Inside The World Of Jon Spencer: Joe Meek

There comes a time when nothing else but a brain-hammering session with Pussy Galore‘s 1989 album Dial M For Motherfucker will do. And not just to clear the house of your so-called friends who’ve been sloshing cheap wine on your expensive new carpet all night. (Although it might work for that, too.) Jon Spencer, the man who shocked and awed the world with the noisiest band in the history of rock ‘n’ roll, went on to form three more exhilarating combos: Boss Hog (with his wife Cristina Martinez), Heavy Trash (his most recent band) and, of course, the stunning Blues Explosion, whose recent career-spanning compendium, Dirty Shirt Rock ‘N’ Roll (Majordomo), tells you plenty about the DNA of the man in charge. (The label is reissuing expanded versions of out-of-print Blues Explosion albums Now I Got Worry and Controversial Negro this week.) Spencer is guest editing all week. Read our Q&A with him.

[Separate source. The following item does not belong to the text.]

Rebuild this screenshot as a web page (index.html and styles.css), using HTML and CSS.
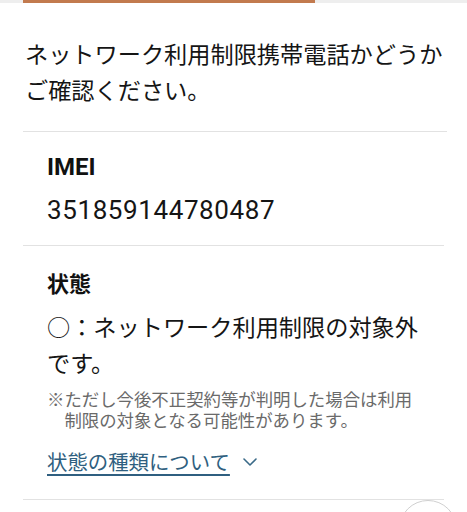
FILE: index.html
```html
<!DOCTYPE html>
<html lang="ja">
<head>
<meta charset="utf-8">
<title>ネットワーク利用制限</title>
<link rel="stylesheet" href="styles.css">
</head>
<body>
<div class="topbar"><div class="topbar-active"></div></div>
<main class="container">
  <p class="intro">ネットワーク利用制限携帯電話かどうかご確認ください。</p>
  <section class="section imei">
    <h2 class="label">IMEI</h2>
    <p class="number">351859144780487</p>
  </section>
  <section class="section status">
    <h2 class="label label-ja">状態</h2>
    <p class="status-text">○：ネットワーク利用制限の対象外です。</p>
    <p class="note">※ただし今後不正契約等が判明した場合は利用制限の対象となる可能性があります。</p>
    <a class="toggle" href="#"><span class="toggle-text">状態の種類について</span><svg class="chev" width="16" height="10" viewBox="0 0 16 10"><path d="M2 2 L8 8 L14 2" fill="none" stroke="#3a6a88" stroke-width="1.6" stroke-linecap="round" stroke-linejoin="round"/></svg></a>
  </section>
</main>
<div class="fab"></div>
</body>
</html>
```
FILE: styles.css
```css
html, body {
  margin: 0;
  padding: 0;
  background: #ffffff;
  overflow: hidden;
}
body {
  width: 467px;
  height: 512px;
  font-family: "Noto Sans CJK JP", "Noto Sans", sans-serif;
  color: #151515;
}
.topbar {
  height: 3px;
  background: #eeeeee;
  display: flex;
}
.topbar-active {
  margin-left: 23px;
  width: 292px;
  height: 3px;
  background: #c27a4e;
}
.container {
  margin: 0 20px 0 23px;
}
.intro {
  margin: 0;
  padding: 32px 0 24px 2px;
  font-size: 23.2px;
  line-height: 36px;
  border-bottom: 1.5px solid #e2e2e2;
}
.section {
  padding: 0 0 0 24px;
  margin-right: 3px;
  border-bottom: 1.5px solid #e2e2e2;
}
.imei {
  padding-top: 17px;
  padding-bottom: 15px;
}
.label {
  margin: 0;
  font-family: Roboto, "Noto Sans CJK JP", sans-serif;
  font-size: 24px;
  line-height: 36px;
  font-weight: 700;
  color: #111;
}
.number {
  margin: 5px 0 0;
  font-family: Roboto, "Noto Sans CJK JP", sans-serif;
  font-size: 26px;
  line-height: 40px;
  letter-spacing: 0.6px;
}
.status {
  padding-top: 19px;
  padding-bottom: 23px;
}
.label-ja {
  font-family: "Noto Sans CJK JP", sans-serif;
  font-size: 22px;
  line-height: 34px;
}
.status-text {
  margin: 9px 0 0;
  padding-right: 24px;
  font-size: 23.2px;
  line-height: 36px;
}
.note {
  margin: 8px 0 0;
  padding-right: 24px;
  padding-left: 17.4px;
  text-indent: -17.4px;
  font-size: 17.4px;
  line-height: 21px;
  color: #6a6a6a;
}
.toggle {
  display: flex;
  align-items: center;
  gap: 12px;
  margin-top: 16px;
  height: 30px;
  text-decoration: none;
  color: #2f5f80;
}
.toggle-text {
  font-size: 20.4px;
  line-height: 30px;
  text-decoration: underline;
  text-decoration-thickness: 1.5px;
  text-underline-offset: 4px;
}
.chev {
  display: block;
  margin-top: 1px;
}
.fab {
  position: fixed;
  left: 399px;
  top: 500px;
  width: 56px;
  height: 56px;
  border-radius: 50%;
  border: 1.5px solid #cfcfcf;
  background: #fff;
}
```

Spencer: I got into Joe Meek in a big way when somebody gave me a copy of a biography about him. He gets compared to Phil Spector, but I’m not a big fan. I prefer someone like Lee Hazlewood. Joe Meek was doing everything basically in his London bedroom. He was an engineer who pioneered the use of compression. He either built or hotrodded pretty much all his own gear. If it was something he bought, he would adjust it for his own use. He got tired working for different labels and went off on his own, recording and producing a huge string of U.K. hits. Supposedly, the Queen was a big fan of “Telstar” (a 1962 Meek-produced British and American hit by the Tornados). ProTools is wonderful, but there’s something to be said for just putting something together with whatever you have at hand. With his shoe in his hand, he would beat on the bathtub. People talk about how the Beatles pushed the engineers at EMI, but Joe Meek was doing stuff well before that. Other crazy things about Joe Meek: He was obsessed with flying saucers and aliens. He would make frequent trips to the graveyard to record sounds of the dead. He was obsessed with Buddy Holly and Eddie Cochran, rock ‘n’ roll stars who were cut down and died young. And he was a closeted homosexual. He became increasingly paranoid that his design ideas were being stolen. He was quite a tormented guy, but he was a real dreamer.